The Supreme Court didn’t quite see it that way. In a series of decisions ending in 2002, the Court interpreted the key language of the ADA quite narrowly, finding that the ADA required a “demanding standard” to establish coverage and that when Congress said “substantially limits” a major life activity it meant that the impairment must “severely restrict” a major life activity. As a result of this one-two punch, many employees who sought to invoke the protections of the ADA were found not sufficiently disabled to satisfy the “demanding standard” for relief under the Act imposed by the Supreme Court. Many of those who did meet the “demanding standard” were found to be so disabled that they were unable to perform the essential functions of their positions and, therefore, still not entitled to the protections of the ADA. This double whammy so narrowed the pool of employees qualifying for relief that the reasonable accommodation provision of the ADA was all but reduced to a pile of rubble.
Although it took a while, Congress did pass an ADA Amendments Act that became effective Jan. 1. In an impressive display of bipartisanship, Congress told the Justices of the Supreme Court, or at least those who had voted with the majority in the decisions narrowing the reach of the ADA, that they had gotten it wrong.
Per the Amendments Act, the term “disability” is to be construed broadly. The Amendment Act also rejects both the “demanding standard” for coverage under the ADA and the interpretation that “substantially limits” means “severely restricts.”
Congress also took a crack at enumerating “major life activities” and, although the list is not intended to be inclusive, you’d be hard pressed to find a major life activity that isn’t on it. Expressly included are caring for oneself, performing manual tasks, seeing, hearing, eating, sleeping, walking, standing, lifting, bending, speaking, breathing, learning, reading, concentrating, thinking, communicating and working. Also on the list is “operation of a major bodily function.” As a (reasonable) accommodation to those who might be eating while reading this column, these will not be listed but, here again, it would be a challenge to find a non-trivial bodily function that is not expressly identified.
So how is “reasonable accommodation” now intended to function in the workplace? Typically, the issue arises when the employee requests reasonable accommodation. However, what happens if an employee, due to ignorance of the law, reticence or the like, does not come forward but the employer observes a possible disability and need for workplace accommodation?
There is some debate as to the scope of the employer’s legal obligation under such circumstances. Plainly, an employer is not required to conduct an investigation to see if any of its employees might require reasonable accommodation.
At the same time, an employer accused of disability discrimination probably doesn’t want to defend on the ground that the employee, even though obviously having a disability and requiring reasonable accommodation, didn’t say anything. The advice here is to be guided by reason. If it looks like there’s an issue, ask the employee. If the answer is “no, I don’t need any help,” document the conversation and that will end the matter. Obviously, an employee who declines an offer of reasonable accommodation cannot later complain that it wasn’t afforded to him.
Even if the employee says he needs accommodation, the employer still wins on multiple fronts. Any issue of future liability for failure to reasonably accommodate is likely avoided, the productivity of the accommodated employee is probably increased and, perhaps, an employee who appreciates the fact that his employer went out of his way to help is a more loyal and dedicated employee.

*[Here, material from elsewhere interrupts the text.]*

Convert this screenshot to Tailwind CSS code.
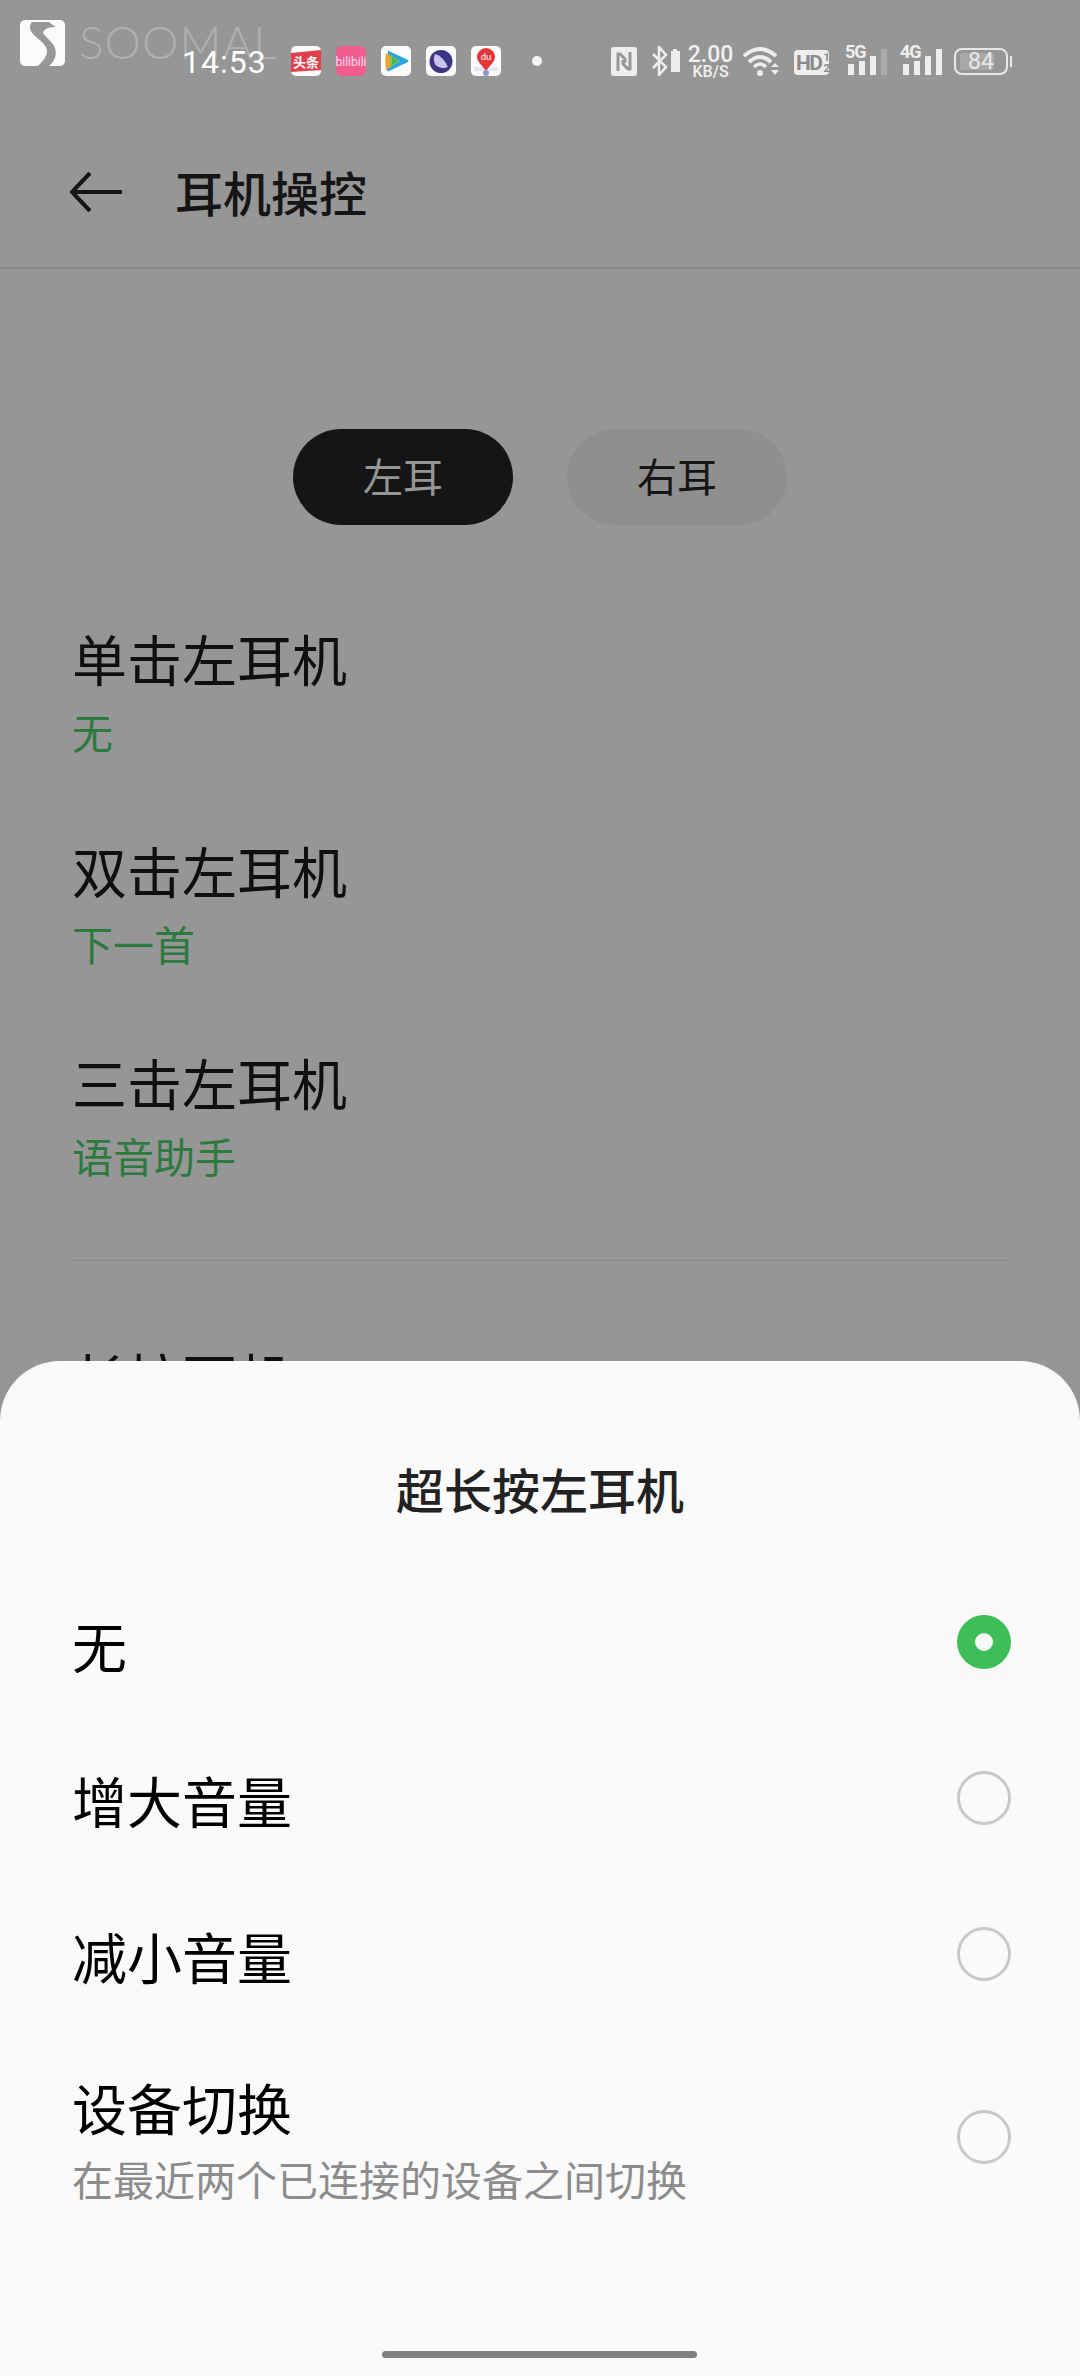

Of course, just because an employee asks for accommodation doesn’t mean he’s entitled to it. The first question that must be answered is whether the employee has a disability. Obviously, under the Amendments Act, the answer to this question will be “yes” much more frequently than has been the case in the past. However, it still remains the case that the disability must have a physical or mental basis. Personality quirks, idiosyncrasies and general incompetence don’t count.
The next question is whether there is a plausible and reasonable accommodation that would allow the employee to perform the essential functions of his position. The employee does not get to choose from the universe of such accommodations. This is solely the employer’s choice and, so long as the choice is reasonable, it will be immune from attack by the employee. It is noteworthy in this context that, in general, an employee is not considered entitled to a change of supervisor as a reasonable accommodation.
Moreover, if the employee could not perform the essential functions of his position even if reasonable accommodation were to be extended, the employer has no obligation to do so. The law does not impose a futile burden on an employer.
Lastly, it must be determined if providing a reasonable accommodation will impose an undue hardship on the employer. Cost is one factor to be considered but it is usually not determinative. More likely to be helpful is a reasoned analysis showing that accommodation would have an impact on the operations of the workplace that is disproportionately negative when compared to the benefit that would be achieved by extending the accommodation to a single employee.
It takes no great amount of insight to realize that disputes over disability and accommodation are potential landmines in the workplace. An employer should resist an impulsive negative reaction to a request for accommodation, even if the request seems absurd on its face. An even-handed, transparent procedure, uniformly applied in all cases and providing objectively satisfactory opportunity for employee input into the process, is the key to successfully navigating the shoals of the revitalized ADA.